## What the task asks
All of the lines below are to be transcribed faithfully, with pictures excluded from the copy.

--- BEGIN ---

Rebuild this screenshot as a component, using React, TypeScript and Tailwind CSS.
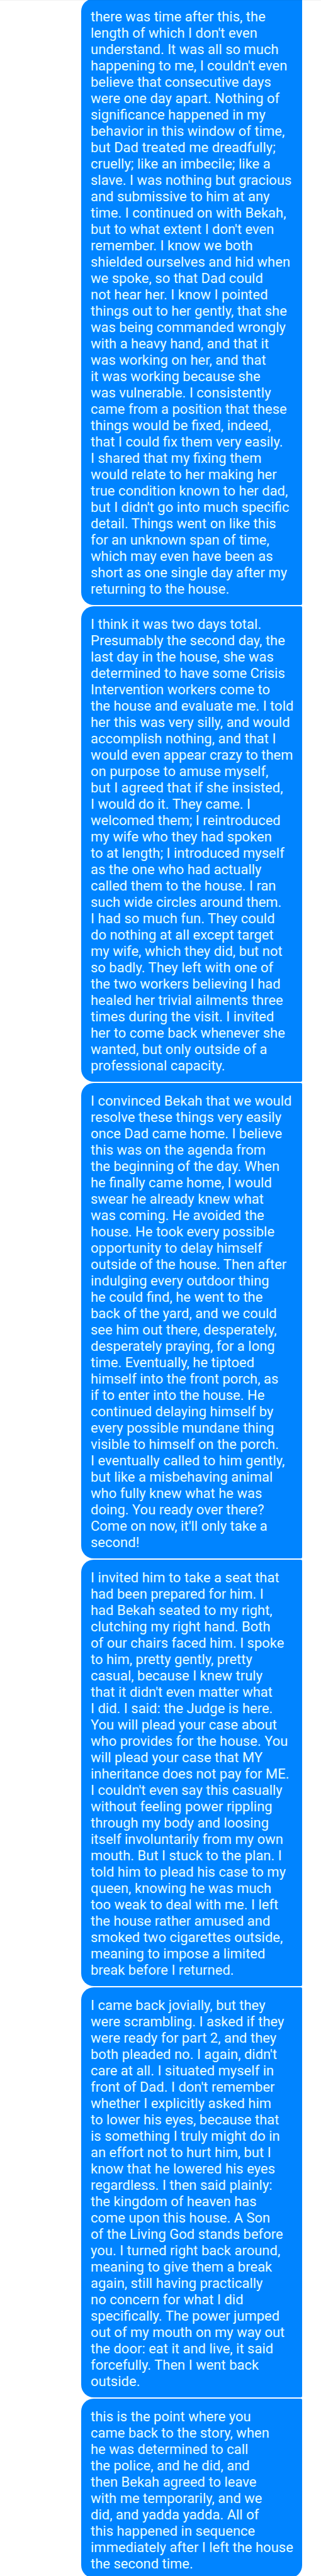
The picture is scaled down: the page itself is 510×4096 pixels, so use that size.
const messages: string[] = [
  `there was time after this, the
length of which I don't even
understand. It was all so much
happening to me, I couldn't even
believe that consecutive days
were one day apart. Nothing of
significance happened in my
behavior in this window of time,
but Dad treated me dreadfully;
cruelly; like an imbecile; like a
slave. I was nothing but gracious
and submissive to him at any
time. I continued on with Bekah,
but to what extent I don't even
remember. I know we both
shielded ourselves and hid when
we spoke, so that Dad could
not hear her. I know I pointed
things out to her gently, that she
was being commanded wrongly
with a heavy hand, and that it
was working on her, and that
it was working because she
was vulnerable. I consistently
came from a position that these
things would be fixed, indeed,
that I could fix them very easily.
I shared that my fixing them
would relate to her making her
true condition known to her dad,
but I didn't go into much specific
detail. Things went on like this
for an unknown span of time,
which may even have been as
short as one single day after my
returning to the house.`,
  `I think it was two days total.
Presumably the second day, the
last day in the house, she was
determined to have some Crisis
Intervention workers come to
the house and evaluate me. I told
her this was very silly, and would
accomplish nothing, and that I
would even appear crazy to them
on purpose to amuse myself,
but I agreed that if she insisted,
I would do it. They came. I
welcomed them; I reintroduced
my wife who they had spoken
to at length; I introduced myself
as the one who had actually
called them to the house. I ran
such wide circles around them.
I had so much fun. They could
do nothing at all except target
my wife, which they did, but not
so badly. They left with one of
the two workers believing I had
healed her trivial ailments three
times during the visit. I invited
her to come back whenever she
wanted, but only outside of a
professional capacity.`,
  `I convinced Bekah that we would
resolve these things very easily
once Dad came home. I believe
this was on the agenda from
the beginning of the day. When
he finally came home, I would
swear he already knew what
was coming. He avoided the
house. He took every possible
opportunity to delay himself
outside of the house. Then after
indulging every outdoor thing
he could find, he went to the
back of the yard, and we could
see him out there, desperately,
desperately praying, for a long
time. Eventually, he tiptoed
himself into the front porch, as
if to enter into the house. He
continued delaying himself by
every possible mundane thing
visible to himself on the porch.
I eventually called to him gently,
but like a misbehaving animal
who fully knew what he was
doing. You ready over there?
Come on now, it'll only take a
second!`,
  `I invited him to take a seat that
had been prepared for him. I
had Bekah seated to my right,
clutching my right hand. Both
of our chairs faced him. I spoke
to him, pretty gently, pretty
casual, because I knew truly
that it didn't even matter what
I did. I said: the Judge is here.
You will plead your case about
who provides for the house. You
will plead your case that MY
inheritance does not pay for ME.
I couldn't even say this casually
without feeling power rippling
through my body and loosing
itself involuntarily from my own
mouth. But I stuck to the plan. I
told him to plead his case to my
queen, knowing he was much
too weak to deal with me. I left
the house rather amused and
smoked two cigarettes outside,
meaning to impose a limited
break before I returned.`,
  `I came back jovially, but they
were scrambling. I asked if they
were ready for part 2, and they
both pleaded no. I again, didn't
care at all. I situated myself in
front of Dad. I don't remember
whether I explicitly asked him
to lower his eyes, because that
is something I truly might do in
an effort not to hurt him, but I
know that he lowered his eyes
regardless. I then said plainly:
the kingdom of heaven has
come upon this house. A Son
of the Living God stands before
you. I turned right back around,
meaning to give them a break
again, still having practically
no concern for what I did
specifically. The power jumped
out of my mouth on my way out
the door: eat it and live, it said
forcefully. Then I went back
outside.`,
  `this is the point where you
came back to the story, when
he was determined to call
the police, and he did, and
then Bekah agreed to leave
with me temporarily, and we
did, and yadda yadda. All of
this happened in sequence
immediately after I left the house
the second time.`,
];

function Bubble({ text }: { text: string }) {
  return (
    <li className="rounded-l-[20px] rounded-r-[2px] bg-[#0084ff] pt-4 pb-3 pl-[15px] last:rounded-br-[20px] last:pb-[9px]">
      <p className="whitespace-pre-line">{text}</p>
    </li>
  );
}

export default function App() {
  return (
    <main className="relative overflow-hidden bg-white font-[Roboto,sans-serif] text-[22px] leading-[26px] text-[#e6ffff]">
      <div className="absolute inset-x-0 top-0 h-px bg-black/5" />
      <ol className="-mt-[2px] -mb-[3px] mr-[30px] ml-[129px] flex flex-col gap-[2px]">
        {messages.map((text) => (
          <Bubble key={text} text={text} />
        ))}
      </ol>
    </main>
  );
}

--- END ---

## Right answer
Rebuild this screenshot as a component, using React, TypeScript and Tailwind CSS.
The picture is scaled down: the page itself is 510×4096 pixels, so use that size.
const messages: string[] = [
  `there was time after this, the
length of which I don't even
understand. It was all so much
happening to me, I couldn't even
believe that consecutive days
were one day apart. Nothing of
significance happened in my
behavior in this window of time,
but Dad treated me dreadfully;
cruelly; like an imbecile; like a
slave. I was nothing but gracious
and submissive to him at any
time. I continued on with Bekah,
but to what extent I don't even
remember. I know we both
shielded ourselves and hid when
we spoke, so that Dad could
not hear her. I know I pointed
things out to her gently, that she
was being commanded wrongly
with a heavy hand, and that it
was working on her, and that
it was working because she
was vulnerable. I consistently
came from a position that these
things would be fixed, indeed,
that I could fix them very easily.
I shared that my fixing them
would relate to her making her
true condition known to her dad,
but I didn't go into much specific
detail. Things went on like this
for an unknown span of time,
which may even have been as
short as one single day after my
returning to the house.`,
  `I think it was two days total.
Presumably the second day, the
last day in the house, she was
determined to have some Crisis
Intervention workers come to
the house and evaluate me. I told
her this was very silly, and would
accomplish nothing, and that I
would even appear crazy to them
on purpose to amuse myself,
but I agreed that if she insisted,
I would do it. They came. I
welcomed them; I reintroduced
my wife who they had spoken
to at length; I introduced myself
as the one who had actually
called them to the house. I ran
such wide circles around them.
I had so much fun. They could
do nothing at all except target
my wife, which they did, but not
so badly. They left with one of
the two workers believing I had
healed her trivial ailments three
times during the visit. I invited
her to come back whenever she
wanted, but only outside of a
professional capacity.`,
  `I convinced Bekah that we would
resolve these things very easily
once Dad came home. I believe
this was on the agenda from
the beginning of the day. When
he finally came home, I would
swear he already knew what
was coming. He avoided the
house. He took every possible
opportunity to delay himself
outside of the house. Then after
indulging every outdoor thing
he could find, he went to the
back of the yard, and we could
see him out there, desperately,
desperately praying, for a long
time. Eventually, he tiptoed
himself into the front porch, as
if to enter into the house. He
continued delaying himself by
every possible mundane thing
visible to himself on the porch.
I eventually called to him gently,
but like a misbehaving animal
who fully knew what he was
doing. You ready over there?
Come on now, it'll only take a
second!`,
  `I invited him to take a seat that
had been prepared for him. I
had Bekah seated to my right,
clutching my right hand. Both
of our chairs faced him. I spoke
to him, pretty gently, pretty
casual, because I knew truly
that it didn't even matter what
I did. I said: the Judge is here.
You will plead your case about
who provides for the house. You
will plead your case that MY
inheritance does not pay for ME.
I couldn't even say this casually
without feeling power rippling
through my body and loosing
itself involuntarily from my own
mouth. But I stuck to the plan. I
told him to plead his case to my
queen, knowing he was much
too weak to deal with me. I left
the house rather amused and
smoked two cigarettes outside,
meaning to impose a limited
break before I returned.`,
  `I came back jovially, but they
were scrambling. I asked if they
were ready for part 2, and they
both pleaded no. I again, didn't
care at all. I situated myself in
front of Dad. I don't remember
whether I explicitly asked him
to lower his eyes, because that
is something I truly might do in
an effort not to hurt him, but I
know that he lowered his eyes
regardless. I then said plainly:
the kingdom of heaven has
come upon this house. A Son
of the Living God stands before
you. I turned right back around,
meaning to give them a break
again, still having practically
no concern for what I did
specifically. The power jumped
out of my mouth on my way out
the door: eat it and live, it said
forcefully. Then I went back
outside.`,
  `this is the point where you
came back to the story, when
he was determined to call
the police, and he did, and
then Bekah agreed to leave
with me temporarily, and we
did, and yadda yadda. All of
this happened in sequence
immediately after I left the house
the second time.`,
];

function Bubble({ text }: { text: string }) {
  return (
    <li className="rounded-l-[20px] rounded-r-[2px] bg-[#0084ff] pt-4 pb-3 pl-[15px] last:rounded-br-[20px] last:pb-[9px]">
      <p className="whitespace-pre-line">{text}</p>
    </li>
  );
}

export default function App() {
  return (
    <main className="relative overflow-hidden bg-white font-[Roboto,sans-serif] text-[22px] leading-[26px] text-[#e6ffff]">
      <div className="absolute inset-x-0 top-0 h-px bg-black/5" />
      <ol className="-mt-[2px] -mb-[3px] mr-[30px] ml-[129px] flex flex-col gap-[2px]">
        {messages.map((text) => (
          <Bubble key={text} text={text} />
        ))}
      </ol>
    </main>
  );
}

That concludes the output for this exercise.